=== Stored data ===

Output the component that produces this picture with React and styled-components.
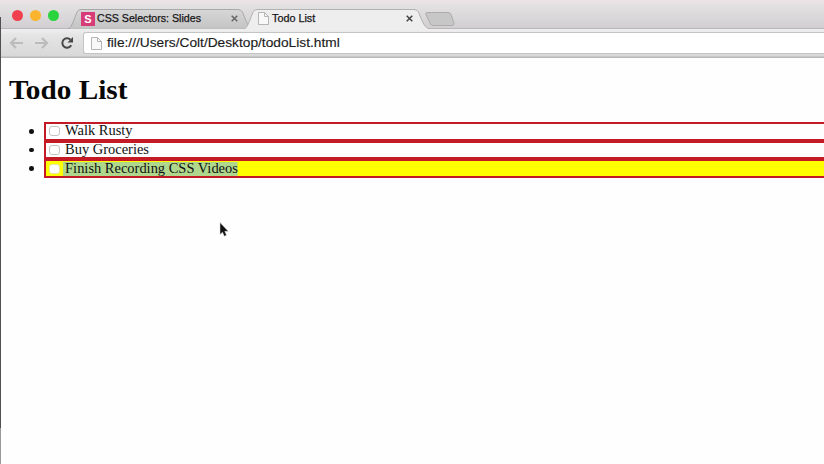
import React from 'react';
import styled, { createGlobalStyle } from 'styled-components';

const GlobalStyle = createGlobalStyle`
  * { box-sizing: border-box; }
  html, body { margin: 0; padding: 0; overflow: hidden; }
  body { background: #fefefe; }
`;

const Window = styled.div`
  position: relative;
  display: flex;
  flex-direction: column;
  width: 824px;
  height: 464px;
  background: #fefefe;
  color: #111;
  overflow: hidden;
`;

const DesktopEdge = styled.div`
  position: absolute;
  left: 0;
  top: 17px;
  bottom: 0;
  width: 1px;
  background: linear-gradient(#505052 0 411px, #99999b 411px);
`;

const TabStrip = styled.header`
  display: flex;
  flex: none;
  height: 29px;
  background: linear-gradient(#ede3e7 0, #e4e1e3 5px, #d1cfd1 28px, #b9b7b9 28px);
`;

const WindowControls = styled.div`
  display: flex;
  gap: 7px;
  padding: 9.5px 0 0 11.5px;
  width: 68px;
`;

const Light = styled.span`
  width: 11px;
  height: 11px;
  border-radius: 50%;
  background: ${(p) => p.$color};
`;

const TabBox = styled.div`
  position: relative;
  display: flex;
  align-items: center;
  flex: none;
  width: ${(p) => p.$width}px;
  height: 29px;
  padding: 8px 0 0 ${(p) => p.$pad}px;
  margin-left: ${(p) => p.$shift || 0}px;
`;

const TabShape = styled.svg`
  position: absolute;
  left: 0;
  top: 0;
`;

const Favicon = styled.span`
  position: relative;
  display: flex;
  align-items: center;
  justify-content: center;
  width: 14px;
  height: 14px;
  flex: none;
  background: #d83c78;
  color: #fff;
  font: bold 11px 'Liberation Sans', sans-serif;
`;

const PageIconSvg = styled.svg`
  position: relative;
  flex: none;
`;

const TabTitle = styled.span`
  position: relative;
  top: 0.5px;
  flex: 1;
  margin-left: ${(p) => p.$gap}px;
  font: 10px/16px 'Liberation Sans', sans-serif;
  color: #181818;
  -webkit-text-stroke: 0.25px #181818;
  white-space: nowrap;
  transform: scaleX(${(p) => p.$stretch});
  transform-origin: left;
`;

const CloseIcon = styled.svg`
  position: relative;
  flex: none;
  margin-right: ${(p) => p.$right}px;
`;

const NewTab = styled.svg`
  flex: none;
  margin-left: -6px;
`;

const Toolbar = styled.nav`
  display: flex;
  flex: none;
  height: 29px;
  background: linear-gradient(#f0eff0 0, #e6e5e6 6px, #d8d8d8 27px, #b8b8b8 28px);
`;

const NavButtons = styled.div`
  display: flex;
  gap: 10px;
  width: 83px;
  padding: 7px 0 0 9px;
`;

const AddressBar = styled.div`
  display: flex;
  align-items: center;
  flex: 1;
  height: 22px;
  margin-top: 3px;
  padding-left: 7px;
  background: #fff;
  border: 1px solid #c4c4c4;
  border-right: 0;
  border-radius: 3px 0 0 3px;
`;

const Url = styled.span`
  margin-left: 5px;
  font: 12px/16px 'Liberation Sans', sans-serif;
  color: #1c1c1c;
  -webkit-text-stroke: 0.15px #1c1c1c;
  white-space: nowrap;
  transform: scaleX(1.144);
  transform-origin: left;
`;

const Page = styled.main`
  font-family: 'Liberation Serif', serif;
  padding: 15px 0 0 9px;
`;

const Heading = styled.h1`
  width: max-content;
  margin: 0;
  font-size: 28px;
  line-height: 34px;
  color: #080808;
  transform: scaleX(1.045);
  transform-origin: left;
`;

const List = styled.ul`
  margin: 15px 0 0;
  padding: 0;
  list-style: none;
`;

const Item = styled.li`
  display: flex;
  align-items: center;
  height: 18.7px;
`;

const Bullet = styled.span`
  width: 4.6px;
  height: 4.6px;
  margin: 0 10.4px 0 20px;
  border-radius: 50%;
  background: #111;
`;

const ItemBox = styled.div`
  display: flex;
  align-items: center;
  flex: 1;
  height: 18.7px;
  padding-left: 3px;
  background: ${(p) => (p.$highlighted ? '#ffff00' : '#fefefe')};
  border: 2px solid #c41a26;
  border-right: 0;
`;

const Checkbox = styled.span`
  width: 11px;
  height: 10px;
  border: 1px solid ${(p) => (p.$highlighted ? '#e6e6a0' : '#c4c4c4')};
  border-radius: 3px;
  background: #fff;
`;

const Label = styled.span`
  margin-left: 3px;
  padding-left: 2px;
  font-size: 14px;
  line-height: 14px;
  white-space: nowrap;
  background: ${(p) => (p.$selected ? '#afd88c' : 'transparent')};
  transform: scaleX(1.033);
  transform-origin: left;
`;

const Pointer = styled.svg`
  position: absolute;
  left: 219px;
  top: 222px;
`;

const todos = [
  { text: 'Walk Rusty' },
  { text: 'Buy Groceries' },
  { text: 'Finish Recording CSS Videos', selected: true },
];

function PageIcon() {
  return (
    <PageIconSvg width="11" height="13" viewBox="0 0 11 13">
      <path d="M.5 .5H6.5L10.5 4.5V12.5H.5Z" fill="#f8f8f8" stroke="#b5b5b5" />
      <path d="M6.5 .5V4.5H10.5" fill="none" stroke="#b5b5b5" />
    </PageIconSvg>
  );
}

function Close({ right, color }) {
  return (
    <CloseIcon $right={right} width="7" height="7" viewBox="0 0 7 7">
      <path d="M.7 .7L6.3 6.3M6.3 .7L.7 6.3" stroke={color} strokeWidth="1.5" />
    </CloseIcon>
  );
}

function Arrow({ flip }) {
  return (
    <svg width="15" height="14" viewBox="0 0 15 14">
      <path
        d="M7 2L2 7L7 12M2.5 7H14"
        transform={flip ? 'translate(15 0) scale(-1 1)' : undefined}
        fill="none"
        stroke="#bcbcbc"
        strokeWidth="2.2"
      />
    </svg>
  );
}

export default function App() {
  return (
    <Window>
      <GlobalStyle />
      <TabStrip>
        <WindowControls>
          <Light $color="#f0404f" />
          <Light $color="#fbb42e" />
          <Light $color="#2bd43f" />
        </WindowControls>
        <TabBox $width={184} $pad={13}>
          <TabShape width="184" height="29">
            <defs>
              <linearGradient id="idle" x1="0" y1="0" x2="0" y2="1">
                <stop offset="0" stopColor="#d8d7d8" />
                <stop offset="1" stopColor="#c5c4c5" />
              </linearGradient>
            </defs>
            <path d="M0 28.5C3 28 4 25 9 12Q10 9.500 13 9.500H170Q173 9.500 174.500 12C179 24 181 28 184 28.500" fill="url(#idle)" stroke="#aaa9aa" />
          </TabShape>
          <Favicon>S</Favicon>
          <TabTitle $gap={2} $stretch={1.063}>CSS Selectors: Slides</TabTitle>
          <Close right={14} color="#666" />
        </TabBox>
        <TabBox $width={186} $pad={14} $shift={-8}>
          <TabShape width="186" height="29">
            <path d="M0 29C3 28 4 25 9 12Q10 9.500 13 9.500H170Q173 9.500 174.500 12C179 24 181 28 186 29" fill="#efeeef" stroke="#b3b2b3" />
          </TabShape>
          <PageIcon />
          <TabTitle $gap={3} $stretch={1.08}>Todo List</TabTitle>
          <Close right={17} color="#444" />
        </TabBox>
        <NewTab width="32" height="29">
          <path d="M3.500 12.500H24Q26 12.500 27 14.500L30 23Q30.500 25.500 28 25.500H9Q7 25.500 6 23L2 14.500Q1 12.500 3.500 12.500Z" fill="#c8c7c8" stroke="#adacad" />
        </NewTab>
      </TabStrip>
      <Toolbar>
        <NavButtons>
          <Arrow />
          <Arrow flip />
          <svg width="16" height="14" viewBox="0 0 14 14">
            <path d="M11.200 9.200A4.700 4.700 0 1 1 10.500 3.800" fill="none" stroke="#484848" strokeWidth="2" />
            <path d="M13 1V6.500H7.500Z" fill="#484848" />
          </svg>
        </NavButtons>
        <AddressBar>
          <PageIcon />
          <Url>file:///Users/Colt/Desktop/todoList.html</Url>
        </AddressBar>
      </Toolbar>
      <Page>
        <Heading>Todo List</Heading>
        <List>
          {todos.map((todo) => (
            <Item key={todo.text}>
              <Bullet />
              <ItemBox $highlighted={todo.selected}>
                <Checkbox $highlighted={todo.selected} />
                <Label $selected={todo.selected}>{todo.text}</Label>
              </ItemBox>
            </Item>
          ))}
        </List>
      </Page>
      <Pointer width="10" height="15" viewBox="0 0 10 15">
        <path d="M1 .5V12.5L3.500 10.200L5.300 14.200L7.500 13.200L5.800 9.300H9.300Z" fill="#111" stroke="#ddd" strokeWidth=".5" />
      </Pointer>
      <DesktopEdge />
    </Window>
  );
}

===

#### [Prompt]
On how many lines does the word "React" appear? Answer with only the number.

#### [Completed task]
2